Yes, that is correct... if you are running an isolated statement and executing the operations on the original table. Isolation on statement level typically achived using locks (either table locks or row locks), so there will usually not be any other process interfering with the operation.

Now, let us see what it is that makes these two statements behave differently even though they superficially appear to be equivalent.

NDB Cluster swings, but misses. The original bug report mention NDB, which is special for this particular bug in that the storage engine does not have (global) table locks [sic]. When NDB deletes the rows of a table using DELETE-ALL, it does it row-by-row. If another client starts to insert rows into that table, it might be that the rows remains in the table after the DELETE-ALL has completed. So the table will not be empty.

Interestingly enough, the TRUNCATE for NDB is implemented as a DELETE-ALL, so neither of the statements will empty the table if another client starts inserting rows.

Circular replication grapples and throws. Suppose that you have a setup like the multi-master setup described by Giuseppe Maxia.

In this case, the replication can progress in a circle. Suppose that you're adding rows to one of the servers (A) in the circle, while at the same time trying to empty the same table on another of the servers (B). Does it make sense to remove the inserted row together with the all the rows that were present in B? Not really... that would make B delete things that it has no idea about. It could well be that the administrator checked the table visually, decided that there's nothing there that needed, and issued a DELETE-ALL. It doesn't help if the operator lock the table to make sure that nobody changes the table. In this sense, DELETE-ALL should delete what the server knows about, and nothing else.

Multi-source replication is standing by to finish the job. We don't have multi-source replication yet, but we will have it in the near future. When we have and use it, there is a huge difference between emptying the table and deleting all rows in the table. Reading data from several different masters and inserting it into one table is a convenient way to aggregate data from, e.g., several different branches of a company (where the table contain a branch id as well, to avoid conflict). If one branch decides to drop all the data it has, only the rows related to that branch should be deleted, not data about all branches.

The moral of the story

  • If you want an empty table, you should use TRUNCATE TABLE, which is guaranteed to empty the table regardless of how the replication is set up.
  • If you want to delete the rows that are in the table (on the master), use DELETE FROM.

Wednesday, April 26, 2006

Row-based replication for the future

I just read Eric Bergen's blog on row-based replication and application development from the presentation of Row-based replication at the User's Conference. Eric is giving all kinds of new ways to use the replication, for example that for a statement you can now configure the replication to only replicate changes to one of the tables in a multi-table statement. He is, however, missing the most important aspect: everything that we can do now and will be able to do in the future that we couldn't do with just statement-based replication. Here are some things that you can do with row-based replication that was not possible with statement-based replication.
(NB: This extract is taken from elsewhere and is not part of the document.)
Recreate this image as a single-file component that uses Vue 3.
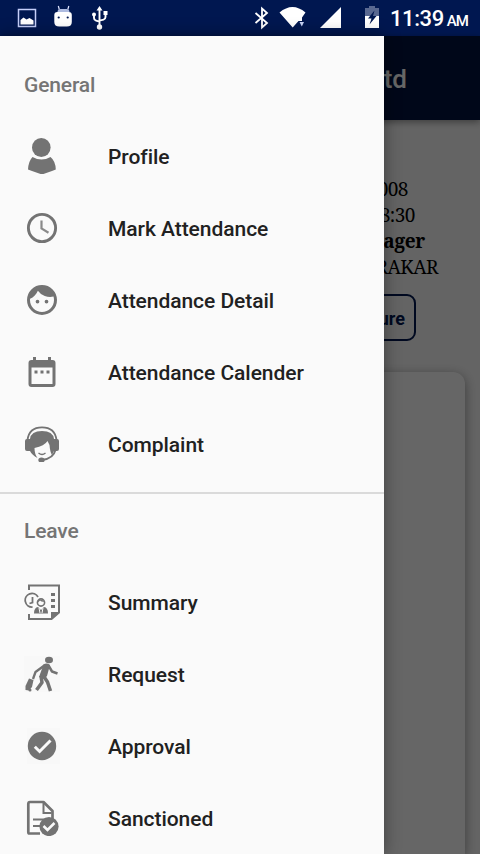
<script setup>
const sections = [
  {
    title: 'General',
    items: [
      { label: 'Profile', icon: 'profile' },
      { label: 'Mark Attendance', icon: 'clock' },
      { label: 'Attendance Detail', icon: 'face' },
      { label: 'Attendance Calender', icon: 'calendar' },
      { label: 'Complaint', icon: 'support' },
    ],
  },
  {
    title: 'Leave',
    items: [
      { label: 'Summary', icon: 'summary' },
      { label: 'Request', icon: 'request' },
      { label: 'Approval', icon: 'approval' },
      { label: 'Sanctioned', icon: 'sanctioned' },
    ],
  },
]
</script>

<template>
  <div class="screen">
    <header class="status">
      <svg class="status-icons" width="120" height="36" viewBox="0 0 120 36">
        <rect x="18.5" y="9.5" width="17" height="17" fill="none" stroke="#c5cffa" stroke-width="1.5" />
        <path d="M20.5 24.500V20l3-2.500 3 2 3-1.500 4 2.500v4z" fill="#fff" />
        <path d="M58.300 6l1 3.500M68.800 6l-1 3.500" stroke="#dfe5ff" stroke-width="1.200" />
        <path d="M57.500 12q0-3 3-3h6q3 0 3 3z" fill="#aebbe0" />
        <path d="M54.300 15q0-3 3-3h11.500q3 0 3 3v7q0 4.500-5 4.500h-7.500q-5 0-5-4.500z" fill="#fff" />
        <circle cx="58.700" cy="17.500" r="1.100" fill="#001750" /><circle cx="67.700" cy="17.500" r="1.100" fill="#001750" />
        <g fill="none" stroke="#fff" stroke-width="1.900"><path d="M99.500 9v17M94 15v3q0 2 2 2.600l3.500 1M105.500 14v3q0 2-2 2.600l-4 1" /></g>
        <path d="M99.500 6l3 4.500h-6zM103.500 11h4v4h-4z" fill="#fff" /><circle cx="94" cy="14.500" r="2" fill="#fff" /><circle cx="99.500" cy="27" r="2.700" fill="#fff" />
      </svg>
      <div class="status-right">
        <svg width="130" height="36" viewBox="250 0 130 36">
          <path d="M255.500 13l11.500 10-5 4.500V8.500l5 4.500-11.500 10" fill="none" stroke="#fff" stroke-width="1.800" />
          <path d="M279.500 12.500Q292.500 1.500 305.500 12.500L302 17.500V21h-3.500L292.700 27.500z" fill="#fff" />
          <path d="M299.500 22h4.500l-2.200 4.500z" fill="#c6d3f5" />
          <path d="M341 7v21h-21z" fill="#fff" />
          <path d="M369 6h6v2h4v9h-14V8h4z" fill="#596890" /><path d="M365 16h14v12h-14z" fill="#fff" />
          <path d="M374.500 10.500l-6.500 8h3.500l-2 6 7-8.500h-3.500z" fill="#001750" />
        </svg>
        <span class="time">11:39</span><span class="ampm">AM</span>
      </div>
    </header>

    <div class="body">
      <main class="page">
        <div class="toolbar">Ltd</div>
        <div class="details">
          <div class="line id">008</div>
          <div class="line hours">8:30</div>
          <div class="line role">nager</div>
          <div class="line name">RAKAR</div>
        </div>
        <div class="button">ure</div>
        <div class="card"></div>
      </main>
      <div class="scrim"></div>

      <nav class="drawer">
        <section v-for="section in sections" :key="section.title" class="section">
          <h2>{{ section.title }}</h2>
          <div v-for="item in section.items" :key="item.label" class="item">
            <svg class="icon" viewBox="0 0 36 36" fill="#737373">
              <template v-if="item.icon === 'profile'">
                <ellipse cx="17.300" cy="9.500" rx="9.300" ry="9.500" />
                <path d="M8.500 19Q17.500 24 26.500 19Q31.500 23 31.800 31.500L28 33 18 36.500 8 33 4 31.500Q4.500 23 8.500 19z" />
              </template>
              <template v-else-if="item.icon === 'clock'">
                <circle cx="18" cy="18" r="13.600" fill="none" stroke="#737373" stroke-width="2.900" />
                <path d="M17.500 10.500v8l7 4.200" fill="none" stroke="#8a8a8a" stroke-width="2.200" />
              </template>
              <g v-else-if="item.icon === 'face'" transform="scale(1.5)">
                <path d="M9 11.750a1.250 1.250 0 1 0 0 2.500 1.250 1.250 0 0 0 0-2.500zm6 0a1.250 1.250 0 1 0 0 2.500 1.250 1.250 0 0 0 0-2.500zM12 2a10 10 0 1 0 0 20 10 10 0 0 0 0-20zm0 18c-4.410 0-8-3.590-8-8 0-.290.020-.580.050-.860 2.360-1.050 4.230-2.980 5.210-5.370a9.974 9.974 0 0 0 10.410 3.970c.210.710.330 1.470.330 2.260 0 4.410-3.590 8-8 8z" />
              </g>
              <g v-else-if="item.icon === 'calendar'" transform="scale(1.5)">
                <path fill-rule="evenodd" d="M19 4h-1V2h-2v2H8V2H6v2H5a2 2 0 0 0-1.990 2L3 20a2 2 0 0 0 2 2h14a2 2 0 0 0 2-2V6a2 2 0 0 0-2-2zm0 16H5V9h14v11z" />
                <path d="M7 11h2v2H7zm4 0h2v2h-2zm4 0h2v2h-2z" />
              </g>
              <template v-else-if="item.icon === 'support'">
                <path d="M3.500 14Q5 1.300 18 1.300T32.500 14" fill="none" stroke="#737373" stroke-width="1.800" />
                <path d="M3 13h3q1-8 12-8t12 8h3q2 0 2 2v8q0 2-2 2h-3l-2 4q-2-3-2.500-10l-2-4q-3 5-13 7 0 6 3 10Q8 29 6 25H3q-2 0-2-2v-8q0-2 2-2z" />
                <path d="M14.500 27q3.500 3 7 0" fill="none" stroke="#737373" stroke-width="1.300" />
                <path d="M31.500 24q-2 8.500-13.500 10" fill="none" stroke="#737373" stroke-width="1.800" /><ellipse cx="17.500" cy="34" rx="3.200" ry="2.500" />
              </template>
              <template v-else-if="item.icon === 'summary'">
                <path d="M5 6V1.500h30v27L27.500 35H5v-5" fill="none" stroke="#737373" stroke-width="2" />
                <path d="M27 36v-8h9zM27 9h4v3h-4zm0 6h4v3h-4zm0 6h4v3h-4z" />
                <path d="M8.500 23A6.800 6.800 0 1 1 14 13M8.500 13v5.500l-3 1" fill="none" stroke="#737373" stroke-width="1.800" />
                <circle cx="17" cy="18.500" r="3.600" fill="none" stroke="#737373" stroke-width="1.600" />
                <path d="M13 17.500q2-4 8 0-3 1-5-1l-3 3zM10 29.500q0-6 4-6.500l3 3 3-3q4 .500 4 6.500z" />
                <path d="M15 24l1 5M19 24l-1 5" stroke="#fafafa" />
              </template>
              <template v-else-if="item.icon === 'request'">
                <rect width="36" height="36" fill="#f8f8f8" />
                <ellipse cx="25" cy="4" rx="4" ry="3.300" />
                <path d="M19.500 8.500Q23 6.500 26 9l-3 11-3 3-5-2z" />
                <g fill="none" stroke="#737373" stroke-linejoin="round">
                  <path d="M21 9l-9.500 7-2.500 7" stroke-width="2.300" />
                  <path d="M24.500 9.500l3.500 6 5.500 2" stroke-width="2.500" />
                  <path d="M19.500 20l4 6 3 9" stroke-width="3.500" />
                  <path d="M17 20l1 6.500-5.500 7.500" stroke-width="3.500" />
                </g>
                <path d="M5 22.500l4.500 1.500-1.500 7-3 3.500-3.500-.500v-4z" /><circle cx="6" cy="34" r="1.500" />
              </template>
              <template v-else-if="item.icon === 'approval'">
                <rect x="3" width="33" height="36" fill="#f8f8f8" />
                <circle cx="18" cy="18" r="14.200" />
                <path d="M10.800 18.800l4.800 4.700L26.500 12.500" fill="none" stroke="#fafafa" stroke-width="3" />
              </template>
              <template v-else>
                <path d="M16 33.500H5.500Q4.300 33.500 4.300 32V4Q4.300 2 6 2h13.500l9 9v8" fill="none" stroke="#737373" stroke-width="2.700" stroke-linejoin="round" />
                <path d="M19.500 3v10h8" fill="none" stroke="#737373" stroke-width="2" />
                <path d="M9 19.500h14M9 26h8" stroke="#737373" stroke-width="2" />
                <circle cx="25" cy="26.500" r="9.600" />
                <path d="M19.500 26l4 4 7-7" fill="none" stroke="#fafafa" stroke-width="2.500" />
              </template>
            </svg>
            <span>{{ item.label }}</span>
          </div>
        </section>
      </nav>
    </div>
  </div>
</template>

<style>
body { overflow: hidden; }
</style>

<style scoped>
.screen {
  width: 480px;
  height: 854px;
  overflow: hidden;
  display: flex;
  flex-direction: column;
  font-family: Roboto, "Liberation Sans", sans-serif;
}
.status {
  height: 36px;
  flex: none;
  display: flex;
  justify-content: space-between;
  background: #001750;
  color: #fff;
}
.status svg { display: block; }
.status-right {
  display: flex;
  align-items: baseline;
  width: 230px;
}
.status-right svg { align-self: flex-start; flex: none; }
.time { font-size: 22px; line-height: 38px; font-weight: 500; margin-left: 10px; letter-spacing: -0.4px; }
.ampm { font-size: 15px; margin-left: 3px; font-weight: 500; letter-spacing: -0.9px; }
.body { position: relative; flex: 1; min-height: 0; }
.page {
  height: 100%;
  display: flex;
  flex-direction: column;
  align-items: flex-end;
  background: #fafafa;
}
.toolbar {
  width: 100%;
  height: 84px;
  flex: none;
  box-sizing: border-box;
  padding-right: 73px;
  text-align: right;
  line-height: 86px;
  font-size: 26px;
  font-weight: 500;
  color: #fff;
  background: #001340;
  box-shadow: 0 2px 7px rgba(0, 0, 0, 0.4);
}
.details {
  padding-top: 56px;
  display: flex;
  flex-direction: column;
  align-items: flex-end;
  color: #000;
  font-family: "Noto Serif", "Liberation Serif", serif;
  font-size: 19px;
  line-height: 26px;
  letter-spacing: -0.5px;
}
.id { margin-right: 72px; }
.hours { margin-right: 65px; }
.role { margin-right: 55px; font-weight: 700; line-height: 27px; letter-spacing: -0.3px; }
.name { margin-right: 42px; line-height: 25px; }
.button {
  box-sizing: border-box;
  width: 120px;
  height: 47px;
  margin: 14px 64px 0 0;
  padding-right: 9px;
  border: 2px solid #001750;
  border-radius: 9px;
  line-height: 46px;
  text-align: right;
  font-size: 18px;
  font-weight: 700;
  color: #001750;
}
.card {
  width: 450px;
  flex: 1;
  margin: 31px 15px 0 0;
  border-radius: 12px 12px 0 0;
  background: #fff;
  box-shadow: 0 3px 12px rgba(0, 0, 0, 0.4);
}
.scrim {
  position: absolute;
  inset: 0;
  background: rgba(0, 0, 0, 0.6);
}
.drawer {
  position: absolute;
  top: 0;
  left: 0;
  bottom: 0;
  width: 384px;
  box-sizing: border-box;
  padding-top: 13px;
  overflow: hidden;
  background: #fafafa;
  box-shadow: 0 0 16px rgba(0, 0, 0, 0.4);
}
.section + .section {
  margin-top: 11px;
  border-top: 2px solid #dadada;
  padding-top: 1px;
}
h2 {
  margin: 0;
  padding-left: 24px;
  font-size: 21px;
  line-height: 72px;
  font-weight: 500;
  letter-spacing: -0.15px;
  color: #757575;
}
.item {
  height: 72px;
  display: flex;
  align-items: center;
  gap: 48px;
  padding-left: 24px;
  font-size: 21px;
  font-weight: 500;
  letter-spacing: -0.05px;
  color: #212121;
}
.icon { width: 36px; height: 36px; flex: none; margin-bottom: 2px; }
</style>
Cluster Replication Cluster replication is already in 5.1, but it's worth to mention since it could not be handled with statement-based replication. Inside the cluster, everything is rows: rows are passed back and forth between the nodes and rows are collected to form result of queries. If you are inserting data into the tables using the MySQL NDB Cluster handler ha_ndbcluster, it will be replicated as usual and both statement-based and row-based replication will work. However, if you are using the NDB API to insert rows into the cluster, the rows are "lost" since the server never see those rows. To solve this problem, we invented an "injector" whose sole purpose is to inject rows into the binary log. The injector is created inside ha_ndbcluster and the rows that are inserted into the cluster are injected into the binary log.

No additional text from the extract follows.